The implacable enemy, engendered by the three scourges on which the tsarist monarchy was founded - poverty, ignorance and oppression - had thus carried off the young, healthy and buoyant Shpakova, the woman worker of Petrograd. This same enemy cut down the indomitable fighter Samoilova, young at heart and full of revolutionary energy.

The Communist Party continued the stubborn struggle for the Sovietisation of the Astrakhan fisheries.

The class instinct of the Bolsheviks, Samoilova and her husband, had correctly determined that a "hostile element" had penetrated into the work of the Astrakhan fisheries, which had previously yielded tremendous profits to their owners. Faithful servants of the old masters, taking advantage of their great distance from the centre, of the weakness of the local workers, they had dug themselves in at the fisheries and deliberately wrecked the construction work of the Soviet government.

It was only in 1926, when, under the leadership of the Communist Party, the Soviet government was able to come to grips with the problem of restoring and then reconstructing national economy as a whole, that the gang of wreckers were rooted out of Astrakhan and work started for complete economic and social reconstruction.

The case of the wreckers in the Astrakhan fisheries resounded throughout the USSR; but the ultimate source of this wrecking was not to be sought in Astrakhan.

It was only in the big international trials, the trials of the Industrial Party and the Mensheviks, that it became clear that the threads of the wrecking at the Astrakhan fisheries stretched abroad to the Russian bourgeoisie, to whom the international bourgeoisie give shelter.
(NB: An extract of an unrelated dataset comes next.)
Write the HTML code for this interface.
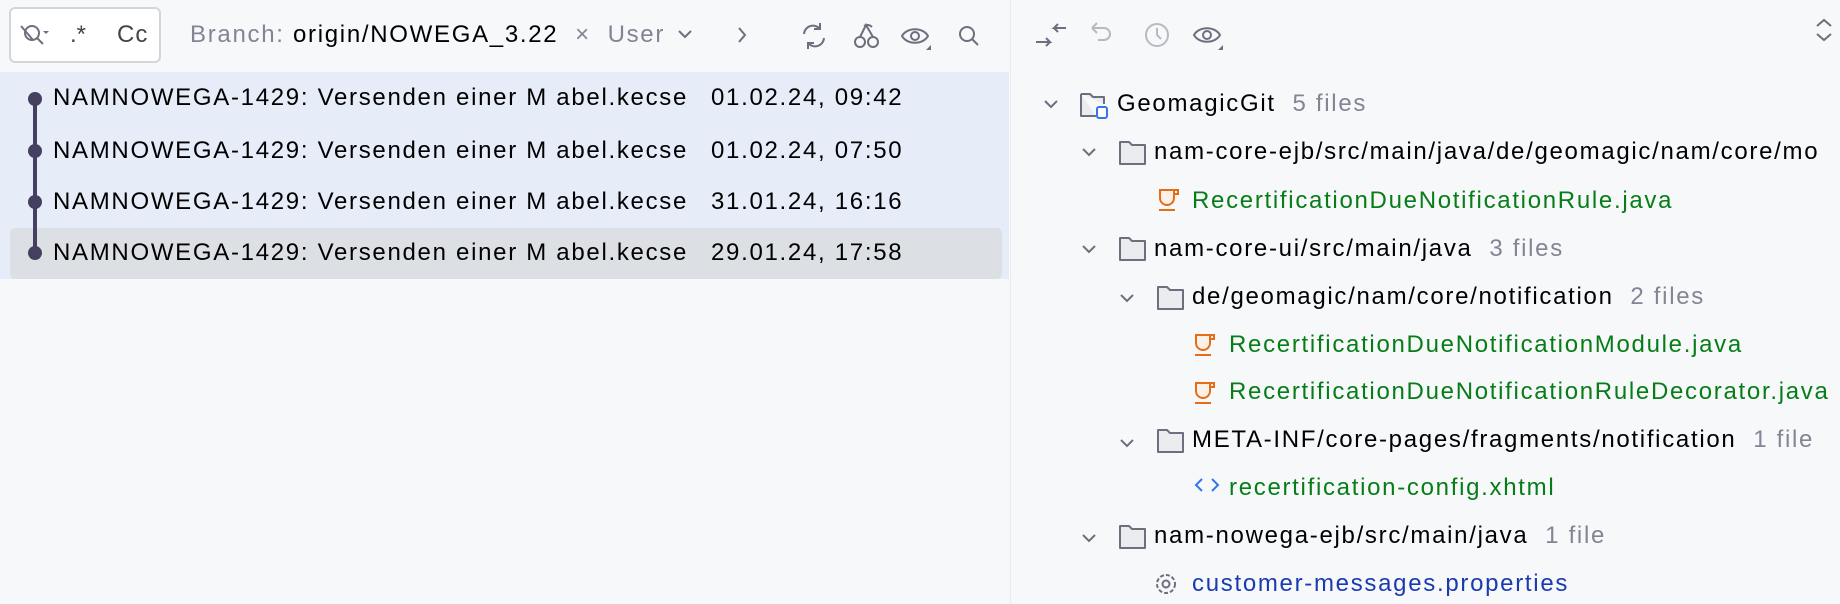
<!DOCTYPE html><html><head><style>
*{margin:0;padding:0;box-sizing:border-box}
body{width:1840px;height:604px;background:#f7f8fa;font-family:"Liberation Sans",sans-serif;font-size:24px;letter-spacing:1.7px;color:#000;position:relative;overflow:hidden}
.a{position:absolute;white-space:nowrap;line-height:28px}
.g{color:#818594}.gr{color:#067d17}.bl{color:#1a3bb0}
svg{position:absolute}
</style></head><body>
<div class="a" style="left:1010px;top:0;width:1px;height:604px;background:#ebecf0"></div>
<div class="a" style="left:0;top:72px;width:1009px;height:207px;background:#e6ecf8"></div>
<div class="a" style="left:10px;top:228px;width:992px;height:51px;background:#dcdfe4;border-radius:5px"></div>
<div class="a" style="left:9px;top:7px;width:152px;height:56px;border:2px solid #d3d5db;border-radius:6px;background:#fff"></div>
<svg style="left:18px;top:22px" width="36" height="26" viewBox="0 0 36 26"><circle cx="14" cy="11" r="7" fill="none" stroke="#6c707e" stroke-width="2"/><path d="M19 16l6 6M3 4l12 14" stroke="#6c707e" stroke-width="2" fill="none"/><path d="M25 9h6l-3 3z" fill="#6c707e"/></svg>
<div class="a" style="left:70px;top:21px;color:#444;letter-spacing:0">.*</div>
<div class="a" style="left:117px;top:21px;color:#444;letter-spacing:1px">Cc</div>
<div class="a" style="left:190px;top:21px"><span class="g">Branch:</span> origin/NOWEGA_3.22 <span class="g">&nbsp;×&nbsp;&nbsp;</span><span class="g">User</span></div>
<svg style="left:677px;top:26px" width="80" height="20"><path d="M2 5l6 6 6-6M62 2l6 7-6 7" stroke="#6c707e" stroke-width="2" fill="none"/></svg>
<svg style="left:798px;top:20px" width="200" height="32" viewBox="0 0 200 32">
<g stroke="#6c707e" stroke-width="2" fill="none">
<path d="M6 14a9 9 0 0 1 16-5M26 18a9 9 0 0 1-16 5M22 3v6h-6M10 29v-6h6"/>
<circle cx="62" cy="22" r="5"/><circle cx="75" cy="22" r="5"/><path d="M62 17l6-12 7 12M66 6c3-2 6-1 8 1"/>
<path d="M104 16c5-9 21-9 26 0c-5 9-21 9-26 0z"/><circle cx="117" cy="16" r="4"/>
<circle cx="169" cy="14" r="7"/><path d="M174 19l6 6"/></g>
<path d="M128 30l5-5v5z" fill="#6c707e"/></svg>
<!-- commits -->
<div class="a" style="left:33px;top:98px;width:4px;height:155px;background:#45405f"></div>
<div class="a" style="left:28px;top:92px;width:14px;height:14px;border-radius:7px;background:#45405f"></div>
<div class="a" style="left:28px;top:144px;width:14px;height:14px;border-radius:7px;background:#45405f"></div>
<div class="a" style="left:28px;top:195px;width:14px;height:14px;border-radius:7px;background:#45405f"></div>
<div class="a" style="left:28px;top:246px;width:14px;height:14px;border-radius:7px;background:#45405f"></div>
<div class="a" style="left:53px;top:84px">NAMNOWEGA-1429: Versenden einer M abel.kecse</div><div class="a" style="left:711px;top:84px">01.02.24, 09:42</div>
<div class="a" style="left:53px;top:137px">NAMNOWEGA-1429: Versenden einer M abel.kecse</div><div class="a" style="left:711px;top:137px">01.02.24, 07:50</div>
<div class="a" style="left:53px;top:188px">NAMNOWEGA-1429: Versenden einer M abel.kecse</div><div class="a" style="left:711px;top:188px">31.01.24, 16:16</div>
<div class="a" style="left:53px;top:239px">NAMNOWEGA-1429: Versenden einer M abel.kecse</div><div class="a" style="left:711px;top:239px">29.01.24, 17:58</div>
<!-- right toolbar -->
<svg style="left:1034px;top:18px" width="200" height="34" viewBox="0 0 200 34"><g stroke="#6c707e" stroke-width="2" fill="none">
<path d="M2 24h14l-4-4M16 24l-4 4M32 10h-12l4-4M20 10l4 4"/>
<g stroke="#b8bac2"><path d="M58 10h12a6 6 0 0 1 0 12h-6M58 10l5-5M58 10l5 5"/><circle cx="123" cy="17" r="11"/><path d="M123 10v7l4 4"/></g>
<path d="M160 17c5-9 21-9 26 0c-5 9-21 9-26 0z"/><circle cx="173" cy="17" r="4"/></g>
<path d="M184 32l5-5v5z" fill="#6c707e"/></svg>
<svg style="left:1815px;top:18px" width="20" height="24"><path d="M2 8l7-6 7 6M2 16l7 6 7-6" stroke="#6c707e" stroke-width="2" fill="none"/></svg>
<!-- tree -->
<svg style="left:0;top:0" width="1840" height="604"><g stroke="#6c707e" stroke-width="2" fill="none">
<path d="M1045 101l6 6 6-6M1083 149l6 6 6-6M1083 246l6 6 6-6M1121 295l6 6 6-6M1121 440l6 6 6-6M1083 535l6 6 6-6"/>
</g>
<g stroke="#6c707e" stroke-width="2" fill="#ebecf0" stroke-linejoin="round">
<path d="M1081 94h9l3 3h11v7M1096 116h-15v-22"/>
<path d="M1120 142h9l3 3h13v19h-25z"/><path d="M1120 238h9l3 3h13v19h-25z"/><path d="M1158 287h9l3 3h13v19h-25z"/><path d="M1158 430h9l3 3h13v19h-25z"/><path d="M1120 526h9l3 3h13v19h-25z"/>
</g>
<rect x="1097" y="107" width="10" height="11" rx="2" fill="#fff" stroke="#3574f0" stroke-width="2"/>
<g stroke="#e66d17" stroke-width="2" fill="#fef0e6">
<path d="M1160 190h14v8a7 7 0 0 1-14 0zM1174 190h4v4h-4M1159 210h16"/>
<path d="M1196 335h14v8a7 7 0 0 1-14 0zM1210 335h4v4h-4M1195 355h16"/>
<path d="M1196 383h14v8a7 7 0 0 1-14 0zM1210 383h4v4h-4M1195 403h16"/>
</g>
<path d="M1202 479l-6 6 6 6M1212 479l6 6-6 6" stroke="#3574f0" stroke-width="2" fill="none"/>
<circle cx="1166" cy="584" r="9" fill="none" stroke="#6c707e" stroke-width="2" stroke-dasharray="4 2"/><circle cx="1166" cy="584" r="3.5" fill="none" stroke="#6c707e" stroke-width="2"/>
</svg>
<div class="a" style="left:1117px;top:90px">GeomagicGit <span class="g">&nbsp;5 files</span></div>
<div class="a" style="left:1154px;top:138px">nam-core-ejb/src/main/java/de/geomagic/nam/core/mo</div>
<div class="a gr" style="left:1192px;top:187px">RecertificationDueNotificationRule.java</div>
<div class="a" style="left:1154px;top:235px">nam-core-ui/src/main/java <span class="g">&nbsp;3 files</span></div>
<div class="a" style="left:1192px;top:283px">de/geomagic/nam/core/notification <span class="g">&nbsp;2 files</span></div>
<div class="a gr" style="left:1229px;top:331px">RecertificationDueNotificationModule.java</div>
<div class="a gr" style="left:1229px;top:378px">RecertificationDueNotificationRuleDecorator.java</div>
<div class="a" style="left:1192px;top:426px">META-INF/core-pages/fragments/notification <span class="g">&nbsp;1 file</span></div>
<div class="a gr" style="left:1229px;top:474px">recertification-config.xhtml</div>
<div class="a" style="left:1154px;top:522px">nam-nowega-ejb/src/main/java <span class="g">&nbsp;1 file</span></div>
<div class="a bl" style="left:1192px;top:570px">customer-messages.properties</div>
</body></html>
But the working-class, the men and women workers who are victoriously building socialism, are sweeping away all that is old, all that has outlived its day. They have built in this rich region a workers' city comparable to that of Dnieprostroy and the Kuzbas, they are mechanising the fisheries, and this is the best memorial to the comrade who perished in the struggle, the best monument to the indomitable Bolshevik fighter, Natasha.